* [Goal]
Return each line that holds the word "React".

* [Data]
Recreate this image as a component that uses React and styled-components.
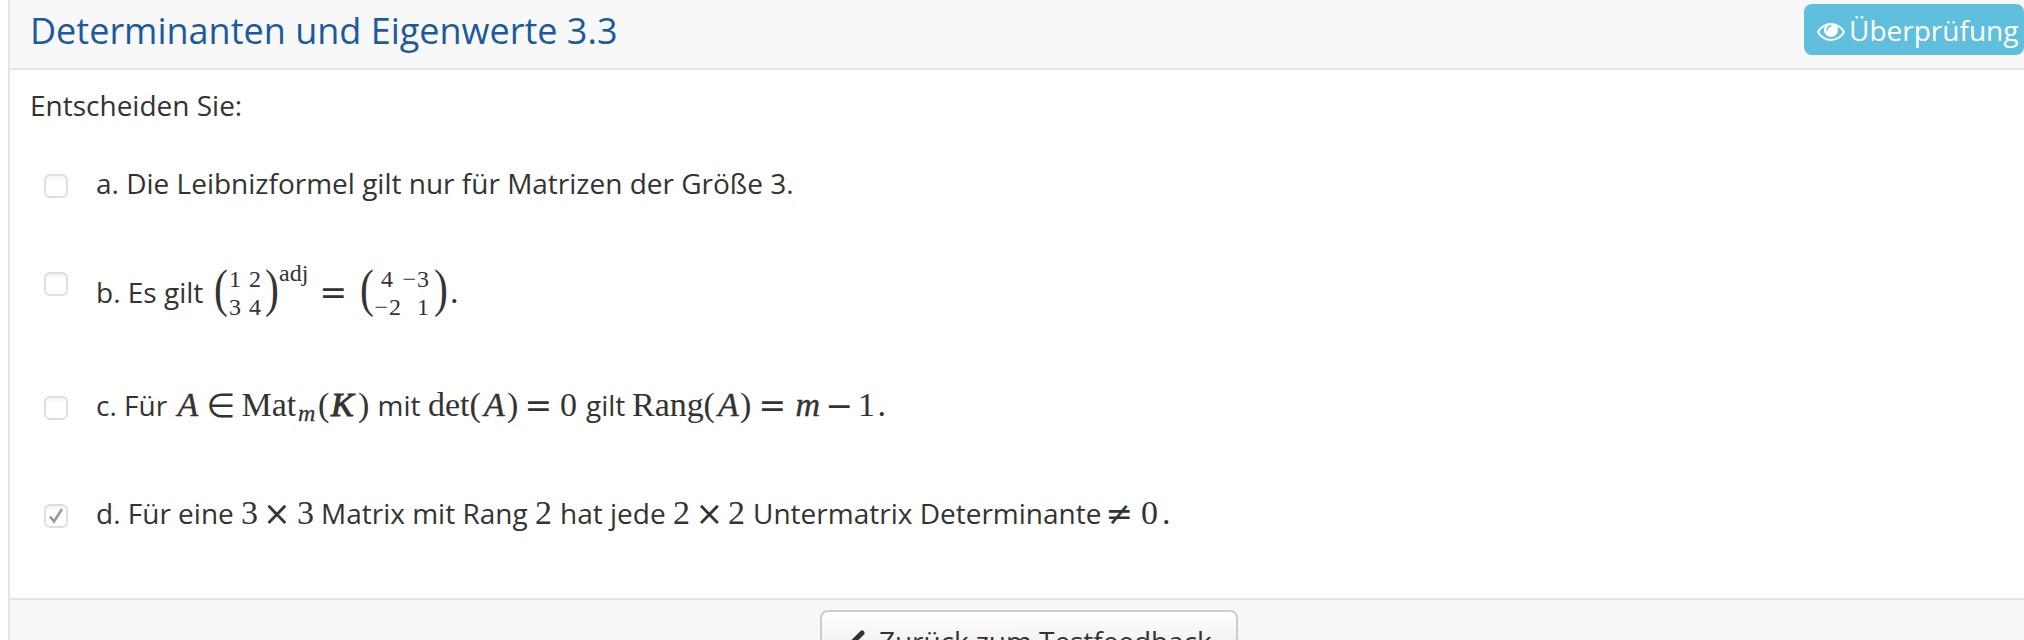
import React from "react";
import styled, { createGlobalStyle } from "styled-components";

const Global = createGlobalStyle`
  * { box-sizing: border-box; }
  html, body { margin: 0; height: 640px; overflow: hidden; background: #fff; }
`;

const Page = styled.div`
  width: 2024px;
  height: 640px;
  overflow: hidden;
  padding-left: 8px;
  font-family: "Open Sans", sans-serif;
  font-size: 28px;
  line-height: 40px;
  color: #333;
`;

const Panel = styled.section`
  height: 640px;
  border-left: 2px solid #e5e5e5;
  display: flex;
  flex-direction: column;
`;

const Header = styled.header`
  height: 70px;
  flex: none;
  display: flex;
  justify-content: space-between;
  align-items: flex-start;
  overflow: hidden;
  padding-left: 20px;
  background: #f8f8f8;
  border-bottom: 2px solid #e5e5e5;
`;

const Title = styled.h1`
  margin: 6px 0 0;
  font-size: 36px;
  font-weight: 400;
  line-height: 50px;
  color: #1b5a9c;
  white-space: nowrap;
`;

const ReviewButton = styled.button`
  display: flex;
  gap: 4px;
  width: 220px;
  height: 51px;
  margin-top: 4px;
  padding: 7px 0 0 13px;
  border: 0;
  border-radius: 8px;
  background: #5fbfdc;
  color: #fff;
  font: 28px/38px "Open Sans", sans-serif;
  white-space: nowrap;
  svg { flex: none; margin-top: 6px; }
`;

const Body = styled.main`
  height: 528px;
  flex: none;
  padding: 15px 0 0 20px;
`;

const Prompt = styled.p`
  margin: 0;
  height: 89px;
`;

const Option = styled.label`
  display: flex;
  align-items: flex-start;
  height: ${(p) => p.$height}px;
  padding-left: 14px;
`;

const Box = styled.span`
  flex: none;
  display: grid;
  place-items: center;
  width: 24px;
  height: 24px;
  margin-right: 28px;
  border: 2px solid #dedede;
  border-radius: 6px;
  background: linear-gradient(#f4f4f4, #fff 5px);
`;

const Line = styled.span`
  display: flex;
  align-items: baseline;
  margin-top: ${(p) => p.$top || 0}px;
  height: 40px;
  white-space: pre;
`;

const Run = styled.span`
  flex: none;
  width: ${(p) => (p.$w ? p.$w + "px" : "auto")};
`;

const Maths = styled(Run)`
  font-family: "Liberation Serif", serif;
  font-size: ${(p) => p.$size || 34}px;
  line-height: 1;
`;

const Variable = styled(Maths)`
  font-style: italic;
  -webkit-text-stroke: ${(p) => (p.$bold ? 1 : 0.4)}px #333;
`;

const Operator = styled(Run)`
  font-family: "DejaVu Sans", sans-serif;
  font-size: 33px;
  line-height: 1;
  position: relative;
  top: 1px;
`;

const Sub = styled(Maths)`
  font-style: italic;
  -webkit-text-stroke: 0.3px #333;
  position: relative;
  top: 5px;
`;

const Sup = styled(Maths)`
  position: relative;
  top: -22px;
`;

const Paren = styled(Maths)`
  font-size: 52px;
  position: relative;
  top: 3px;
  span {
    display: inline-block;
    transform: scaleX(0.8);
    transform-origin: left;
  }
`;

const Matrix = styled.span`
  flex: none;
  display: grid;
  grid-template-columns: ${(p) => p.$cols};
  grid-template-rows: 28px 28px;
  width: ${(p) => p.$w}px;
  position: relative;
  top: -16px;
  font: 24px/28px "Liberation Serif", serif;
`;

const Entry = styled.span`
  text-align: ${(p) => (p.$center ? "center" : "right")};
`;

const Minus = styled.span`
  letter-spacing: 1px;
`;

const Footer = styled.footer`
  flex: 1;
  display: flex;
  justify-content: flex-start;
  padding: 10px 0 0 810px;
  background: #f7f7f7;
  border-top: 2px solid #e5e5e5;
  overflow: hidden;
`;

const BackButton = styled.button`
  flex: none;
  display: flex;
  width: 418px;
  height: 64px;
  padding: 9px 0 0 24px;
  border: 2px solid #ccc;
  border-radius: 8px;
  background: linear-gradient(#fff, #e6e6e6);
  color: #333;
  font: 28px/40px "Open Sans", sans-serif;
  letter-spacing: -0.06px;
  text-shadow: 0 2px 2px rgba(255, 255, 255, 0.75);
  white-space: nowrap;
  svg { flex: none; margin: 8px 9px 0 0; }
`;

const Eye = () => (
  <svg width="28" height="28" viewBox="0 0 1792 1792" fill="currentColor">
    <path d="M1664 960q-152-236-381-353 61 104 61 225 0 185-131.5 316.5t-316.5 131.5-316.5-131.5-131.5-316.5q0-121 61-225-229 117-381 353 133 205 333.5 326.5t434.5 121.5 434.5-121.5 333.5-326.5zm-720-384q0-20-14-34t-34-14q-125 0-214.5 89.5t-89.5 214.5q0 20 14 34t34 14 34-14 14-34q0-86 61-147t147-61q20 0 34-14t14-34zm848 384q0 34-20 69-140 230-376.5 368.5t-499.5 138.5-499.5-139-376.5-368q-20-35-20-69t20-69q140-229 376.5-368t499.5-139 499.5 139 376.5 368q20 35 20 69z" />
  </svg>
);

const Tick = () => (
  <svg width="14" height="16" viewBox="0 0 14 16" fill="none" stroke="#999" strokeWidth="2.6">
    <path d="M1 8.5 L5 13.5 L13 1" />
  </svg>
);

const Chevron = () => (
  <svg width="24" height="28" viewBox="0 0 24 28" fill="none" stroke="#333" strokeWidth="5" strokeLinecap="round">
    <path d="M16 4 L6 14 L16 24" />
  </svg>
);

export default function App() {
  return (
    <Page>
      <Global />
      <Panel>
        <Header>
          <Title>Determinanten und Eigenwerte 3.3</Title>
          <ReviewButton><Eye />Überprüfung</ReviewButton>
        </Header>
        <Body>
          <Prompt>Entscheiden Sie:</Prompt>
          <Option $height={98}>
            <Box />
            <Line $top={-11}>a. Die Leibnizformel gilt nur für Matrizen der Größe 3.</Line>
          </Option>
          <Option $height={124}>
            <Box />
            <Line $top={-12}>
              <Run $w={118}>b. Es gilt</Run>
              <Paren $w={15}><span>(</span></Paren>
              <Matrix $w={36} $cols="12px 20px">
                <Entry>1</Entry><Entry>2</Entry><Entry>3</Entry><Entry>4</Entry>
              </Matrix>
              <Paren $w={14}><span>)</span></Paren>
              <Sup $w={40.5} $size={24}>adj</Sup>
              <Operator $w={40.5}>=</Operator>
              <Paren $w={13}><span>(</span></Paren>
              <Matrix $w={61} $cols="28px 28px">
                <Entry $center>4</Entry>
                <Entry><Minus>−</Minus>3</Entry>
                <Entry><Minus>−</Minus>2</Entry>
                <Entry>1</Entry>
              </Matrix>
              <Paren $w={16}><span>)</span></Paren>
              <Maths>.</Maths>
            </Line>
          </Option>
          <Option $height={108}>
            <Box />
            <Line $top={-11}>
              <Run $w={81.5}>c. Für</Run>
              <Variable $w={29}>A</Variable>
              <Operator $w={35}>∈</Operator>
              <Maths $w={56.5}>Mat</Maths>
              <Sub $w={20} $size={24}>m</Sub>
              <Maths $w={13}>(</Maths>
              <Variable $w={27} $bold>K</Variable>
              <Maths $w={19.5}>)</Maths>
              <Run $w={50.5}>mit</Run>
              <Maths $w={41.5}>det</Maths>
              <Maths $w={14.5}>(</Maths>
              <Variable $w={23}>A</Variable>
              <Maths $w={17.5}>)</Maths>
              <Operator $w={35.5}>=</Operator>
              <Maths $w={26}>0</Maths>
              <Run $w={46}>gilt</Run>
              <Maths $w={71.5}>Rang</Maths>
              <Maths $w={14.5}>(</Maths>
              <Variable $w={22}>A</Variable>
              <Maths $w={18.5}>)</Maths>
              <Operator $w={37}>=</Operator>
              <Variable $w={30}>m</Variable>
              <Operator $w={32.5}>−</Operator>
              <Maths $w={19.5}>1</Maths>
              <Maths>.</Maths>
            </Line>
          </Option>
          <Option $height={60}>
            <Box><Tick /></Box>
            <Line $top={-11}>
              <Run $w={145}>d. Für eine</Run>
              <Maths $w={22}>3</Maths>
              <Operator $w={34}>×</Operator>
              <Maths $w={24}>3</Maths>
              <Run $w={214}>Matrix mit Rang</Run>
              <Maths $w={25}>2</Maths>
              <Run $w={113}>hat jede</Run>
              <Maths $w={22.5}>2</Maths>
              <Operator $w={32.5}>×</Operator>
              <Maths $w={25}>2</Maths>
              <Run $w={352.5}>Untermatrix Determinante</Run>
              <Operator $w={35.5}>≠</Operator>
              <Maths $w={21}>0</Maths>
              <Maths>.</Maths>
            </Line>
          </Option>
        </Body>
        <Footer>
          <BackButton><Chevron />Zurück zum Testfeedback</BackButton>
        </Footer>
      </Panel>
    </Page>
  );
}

* [Result for this task]
Recreate this image as a component that uses React and styled-components.
import React from "react";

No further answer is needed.